▶ _The request_:
Look for the string "React" in the lines and copy each line that has it.

"""

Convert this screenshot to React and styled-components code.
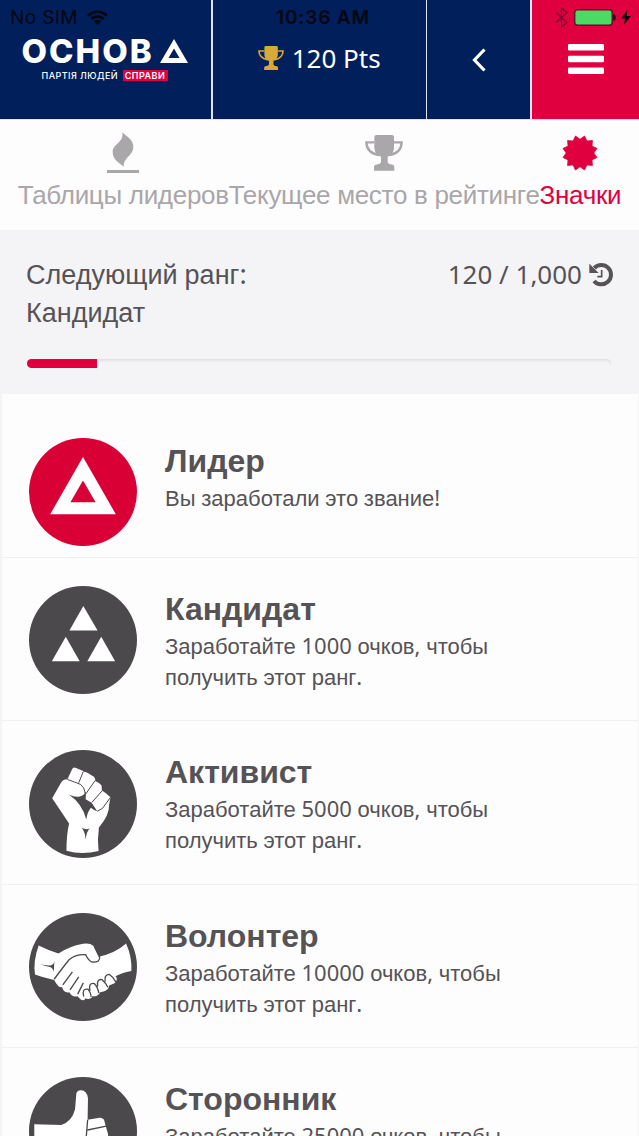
import React from 'react';
import styled, { createGlobalStyle } from 'styled-components';

const GlobalStyle = createGlobalStyle`
  * {
    box-sizing: border-box;
  }

  body {
    margin: 0;
    background: #f4f3f6;
    color: #555356;
    font-family: 'Liberation Sans', Arial, sans-serif;
  }
`;

const Screen = styled.div`
  position: relative;
  height: 1136px;
  overflow: hidden;
`;

const StatusBar = styled.div`
  position: absolute;
  top: 0;
  left: 0;
  right: 0;
  height: 35px;
  padding: 0 8px 0 10px;
  display: grid;
  grid-template-columns: 1fr auto 1fr;
  align-items: center;
  color: #020611;
  font: 400 19px/35px Inter, sans-serif;
`;

const StatusGroup = styled.div`
  display: flex;
  align-items: center;
  gap: ${({ $gap }) => $gap || 9}px;
  justify-content: ${({ $end }) => ($end ? 'flex-end' : 'flex-start')};
`;

const Carrier = styled.span`
  letter-spacing: 0.4px;
`;

const Clock = styled.span`
  font-weight: 600;
  letter-spacing: 0.85px;
  margin-left: 5px;
`;

const Header = styled.header`
  display: grid;
  grid-template-columns: 211px 213px 103px 107px;
  gap: 0 1.7px;
  height: 120px;
  padding-bottom: 1px;
  background: #dfe3f2;
`;

const HeaderCell = styled.div`
  display: flex;
  align-items: center;
  justify-content: center;
  padding-bottom: ${({ $lift }) => $lift || 0}px;
  background: ${({ $red }) => ($red ? '#e1003f' : '#001f5b')};
  color: #fff;
`;

const Logo = styled.div`
  display: flex;
  flex-direction: column;
  width: 166px;
  margin-left: -2px;
`;

const LogoName = styled.div`
  display: flex;
  align-items: center;
  justify-content: space-between;
  height: 26px;
  font: 800 33px/26px Inter, sans-serif;
  letter-spacing: 2px;
`;

const LogoSlogan = styled.div`
  display: flex;
  align-items: center;
  justify-content: space-between;
  width: 126px;
  height: 12px;
  margin: 6px 0 0 20px;
  font: 500 9px/12px Inter, sans-serif;
  letter-spacing: 0.45px;
  white-space: nowrap;
`;

const SloganTag = styled.span`
  width: 45px;
  height: 11px;
  background: #e1003f;
  font-weight: 600;
  line-height: 11px;
  text-align: center;
`;

const Points = styled.div`
  display: flex;
  align-items: center;
  gap: 8px;
  font: 400 26px/36px 'Noto Sans', sans-serif;
`;

const Tabs = styled.nav`
  display: flex;
  justify-content: center;
  height: 110px;
  background: #fefdfe;
`;

const Tab = styled.a`
  display: flex;
  flex-direction: column;
  align-items: center;
  color: ${({ $active }) => ($active ? '#e1003f' : '#a9a7aa')};
  font-size: 26px;
  line-height: 30px;
  letter-spacing: -0.3px;
  white-space: nowrap;
`;

const TabIcon = styled.div`
  display: flex;
  align-items: flex-end;
  height: 60px;
  padding-bottom: ${({ $bottom }) => $bottom || 0}px;
`;

const RankPanel = styled.section`
  height: 164px;
  padding: 27px 26px 0;
  background: #f4f3f6;
`;

const RankRow = styled.div`
  display: flex;
  justify-content: space-between;
  font-size: 27px;
  line-height: 37.5px;
`;

const Score = styled.div`
  display: flex;
  align-items: center;
  gap: 7px;
  height: 36px;
  font-family: 'Noto Sans', sans-serif;
  font-size: 26px;
`;

const Track = styled.div`
  height: 9px;
  margin: 27px 2px 0 1px;
  border-radius: 5px;
  background: #f4f3f6;
  box-shadow: inset 0 2px 2px rgba(0, 0, 0, 0.08);
  overflow: hidden;
`;

const Fill = styled.div`
  height: 100%;
  background: #e1003f;
`;

const BadgeList = styled.ul`
  list-style: none;
  margin: 0 1px 0 2px;
  padding: 0;
  background: #fefdfe;
`;

const BadgeItem = styled.li`
  display: flex;
  gap: 28px;
  height: 163.6px;
  padding: ${({ $first }) => ($first ? 44 : 28.5)}px 27px 0;
  border-bottom: 1px solid #f1eff3;
`;

const BadgeText = styled.div`
  padding-top: 3.6px;
`;

const BadgeTitle = styled.h2`
  margin: 0 0 3px;
  font-size: 32px;
  line-height: 38px;
`;

const BadgeInfo = styled.p`
  margin: 0;
  font-size: 22px;
  line-height: 31px;
`;

const Latin = styled.span`
  font-family: 'Noto Sans', sans-serif;
  line-height: 0;
`;

// digits and punctuation use the brand font, cyrillic falls back to Arial
const MixedText = ({ children }) =>
  children.split(/([0-9 ,.:!]+)/).map((part, i) =>
    i % 2 ? <Latin key={i}>{part}</Latin> : part
  );

const Trophy = ({ width, color }) => (
  <svg width={width} height={width * 0.95} viewBox="137 45 114 108" fill={color}>
    <path d="M165 51q0-6 6-6h47q6 0 6 6v34q-3 20-19 25v15q0 7 15 9 5 1 5 6v12h-61v-12q0-5 5-6 16-2 16-9v-15q-17-5-20-25z" />
    <path d="M165 67h-24q1 31 37 38M224 67h23q-1 31-36 38" fill="none" stroke={color} strokeWidth="7" />
  </svg>
);

const Flame = () => (
  <svg width="32" height="42" viewBox="320 38 96 124" fill="#a9a7aa">
    <path d="M366 38C378 50 399 60 399 82C399 108 367 115 370 141C354 129 337 118 337 98C337 72 371 70 366 38z" />
    <path d="M320 151h96v9h-96z" />
  </svg>
);

const starPoints = Array.from({ length: 24 }, (_, i) => {
  const r = i % 2 ? 17.6 : 13.8;
  const a = (i * Math.PI) / 12;
  return `${18 + r * Math.sin(a)},${18 - r * Math.cos(a)}`;
}).join(' ');

const Star = () => (
  <svg width="36" height="36" viewBox="0 0 36 36">
    <polygon points={starPoints} fill="#e1003f" stroke="#e1003f" strokeWidth="0.8" strokeLinejoin="round" />
  </svg>
);

const History = () => (
  <svg width="24" height="24" viewBox="569 98 72 72" fill="none" stroke="#555356">
    <path d="M585 113A29 29 0 1 1 584 152" strokeWidth="12" />
    <path d="M570 100v28h28z" fill="#555356" stroke="none" />
    <path d="M607 119v20h-13" strokeWidth="5" />
  </svg>
);

const Wifi = () => (
  <svg width="21" height="15" viewBox="0 0 21 15" fill="none" stroke="#020611" strokeWidth="2.6">
    <path d="M1 5.500Q10.500-2 20 5.500M4.300 9Q10.500 3.800 16.700 9" />
    <path d="M10.500 15l-3.700-3.900q3.700-2.700 7.400 0z" fill="#020611" stroke="none" />
  </svg>
);

const Bluetooth = () => (
  <svg width="14" height="21" viewBox="0 0 14 21" fill="none" stroke="#7d0630" strokeWidth="1.3">
    <path d="M1 5.500l11 10-5.500 4.500V1L12 5.500l-11 10" />
  </svg>
);

const Battery = () => (
  <svg width="42" height="17" viewBox="0 0 42 17">
    <rect x="0.7" y="0.7" width="37.5" height="15.6" rx="3" fill="#4cd964" stroke="#5c1426" strokeWidth="1.4" />
    <path d="M39 5q3 .5 3 3.500t-3 3.500z" fill="#34101c" />
  </svg>
);

const Bolt = () => (
  <svg width="10" height="15" viewBox="0 0 10 15" fill="#12040a">
    <path d="M6.500 0L0 8.500h4L2.800 15 10 6H5.600z" />
  </svg>
);

const Disc = ({ box, color = '#4b494b', children }) => {
  const [x, y] = box;
  return (
    <svg width="108" height="108" viewBox={`${x} ${y} 326 326`} fill="#fff" stroke={color} strokeWidth="0">
      <circle cx={x + 163} cy={y + 163} r="163" fill={color} />
      {children}
    </svg>
  );
};

const LeaderIcon = () => (
  <Disc box={[87, 38]} color="#d90036">
    <path fillRule="evenodd" d="M250 95l99 173H151zM250 166l-38 66h76z" />
  </Disc>
);

const CandidateIcon = () => (
  <Disc box={[87, 484]}>
    <path d="M251 544l43 74h-85zM198 637l42 74h-84zM305 637l42 74h-84z" />
  </Disc>
);

const FistIcon = () => (
  <Disc box={[87, 28]}>
    <path d="M200 332Q200 285 208 250L157 174L184 126Q190 116 203 116L217 86Q220 79 229 82L249 91Q254 96 262 96L283 109Q288 114 287 122Q295 123 306 135L307 150Q320 157 333 171L329 192Q330 225 298 262Q293 299 297 333Q245 345 200 332z" />
    <path d="M208 163Q226 171 241 168Q257 164 255 155L259 157L258 177L276 187L293 213Q283 210 274 202Q263 214 260 238Q248 190 208 163z" fill="#4b494b" />
    <path d="M203 117Q226 125 243 132Q254 140 257 158M251 93L237 127M286 121L259 160M308 151L277 186M293 213L309 204L333 171" fill="none" strokeWidth="3" />
    <path d="M246 263q12 7 24 2q-9 8-12 34q-1-23-12-36z" fill="#4b494b" />
  </Disc>
);

const HandshakeIcon = () => (
  <Disc box={[89, 520]}>
    <path d="M118 618Q150 634 178 642Q210 621 252 613Q273 610 283 619L299 652Q350 641 382 612Q401 655 398 695Q368 701 350 711Q360 719 347 732L331 739Q330 752 314 757L304 759Q296 774 281 771Q275 785 260 777Q253 789 243 779L235 771Q220 776 211 759Q195 763 189 744Q178 747 165 722Q132 716 107 706Q101 666 118 618z" />
    <path d="M165 720Q192 683 210 661Q230 644 260 646Q269 665 280 668Q305 670 302 651L287 620" fill="none" strokeWidth="4" />
    <path d="M220 698L191 737M239 713L213 752M253 731L236 765M254 772Q248 747 267 750Q278 765 276 774M273 755Q267 730 286 733Q296 743 300 762M296 742Q293 718 309 721Q321 732 327 744M319 727Q315 707 331 705Q344 714 351 728" fill="none" strokeWidth="4" />
    <path d="M123 675q25 5 33 3q9-4 10-12q-2 16-2 31q-4-12-12-14q-13-1-29-8z" fill="#4b494b" />
  </Disc>
);

const ThumbIcon = () => (
  <Disc box={[87, 110]}>
    <path d="M103 253L184 255Q217 244 226 207L230 159Q234 149 244 150Q262 151 265 174L264 239L300 233Q313 233 315 244L322 270Q330 290 323 302L326 350L290 383H103z" />
    <path d="M264 239L259 301M264 270L320 258M261 300L324 291M258 329L323 323" fill="none" strokeWidth="4" />
  </Disc>
);

const badges = [
  { title: 'Лидер', info: ['Вы заработали это звание!'], icon: <LeaderIcon /> },
  { title: 'Кандидат', info: ['Заработайте 1000 очков, чтобы', 'получить этот ранг.'], icon: <CandidateIcon /> },
  { title: 'Активист', info: ['Заработайте 5000 очков, чтобы', 'получить этот ранг.'], icon: <FistIcon /> },
  { title: 'Волонтер', info: ['Заработайте 10000 очков, чтобы', 'получить этот ранг.'], icon: <HandshakeIcon /> },
  { title: 'Сторонник', info: ['Заработайте 25000 очков, чтобы'], icon: <ThumbIcon /> },
];

function App() {
  const points = 120;
  const goal = 1000;

  return (
    <>
      <GlobalStyle />
      <Screen>
        <Header>
          <HeaderCell>
            <Logo>
              <LogoName>
                ОСНОВ
                <svg width="28" height="24" viewBox="0 0 28 24">
                  <path fillRule="evenodd" fill="#fff" d="M14 0l14 24H0zM14 9.500L8.500 19h11z" />
                </svg>
              </LogoName>
              <LogoSlogan>
                ПАРТІЯ ЛЮДЕЙ
                <SloganTag>СПРАВИ</SloganTag>
              </LogoSlogan>
            </Logo>
          </HeaderCell>
          <HeaderCell $lift={3}>
            <Points>
              <Trophy width={26} color="#d6a93a" />
              {points} Pts
            </Points>
          </HeaderCell>
          <HeaderCell>
            <svg width="14" height="24" viewBox="0 0 14 24" fill="none" stroke="#fff" strokeWidth="3.2">
              <path d="M12.500 1.500L2.500 12l10 10.500" />
            </svg>
          </HeaderCell>
          <HeaderCell $red $lift={2}>
            <svg width="36" height="30" viewBox="0 0 36 30" fill="#fff">
              <rect width="36" height="6.5" rx="1.3" />
              <rect y="11.7" width="36" height="6.5" rx="1.3" />
              <rect y="23.4" width="36" height="6.5" rx="1.3" />
            </svg>
          </HeaderCell>
        </Header>

        <Tabs>
          <Tab>
            <TabIcon $bottom={6}><Flame /></TabIcon>
            Таблицы лидеров
          </Tab>
          <Tab>
            <TabIcon $bottom={9}><Trophy width={38} color="#a9a7aa" /></TabIcon>
            Текущее место в рейтинге
          </Tab>
          <Tab $active>
            <TabIcon $bottom={9}><Star /></TabIcon>
            Значки
          </Tab>
        </Tabs>

        <RankPanel>
          <RankRow>
            <div>
              <MixedText>Следующий ранг:</MixedText>
              <br />
              Кандидат
            </div>
            <Score>
              {points} / {goal.toLocaleString('en-US')}
              <History />
            </Score>
          </RankRow>
          <Track>
            <Fill style={{ width: `${(points / goal) * 100}%` }} />
          </Track>
        </RankPanel>

        <BadgeList>
          {badges.map((badge, i) => (
            <BadgeItem key={badge.title} $first={i === 0}>
              {badge.icon}
              <BadgeText>
                <BadgeTitle>{badge.title}</BadgeTitle>
                {badge.info.map((line) => (
                  <BadgeInfo key={line}><MixedText>{line}</MixedText></BadgeInfo>
                ))}
              </BadgeText>
            </BadgeItem>
          ))}
        </BadgeList>

        <StatusBar>
          <StatusGroup>
            <Carrier>No SIM</Carrier>
            <Wifi />
          </StatusGroup>
          <Clock>10:36 AM</Clock>
          <StatusGroup $end $gap={5}>
            <Bluetooth />
            <Battery />
            <Bolt />
          </StatusGroup>
        </StatusBar>
      </Screen>
    </>
  );
}

export default App;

"""

▶ _Reply_:
Convert this screenshot to React and styled-components code.
import React from 'react';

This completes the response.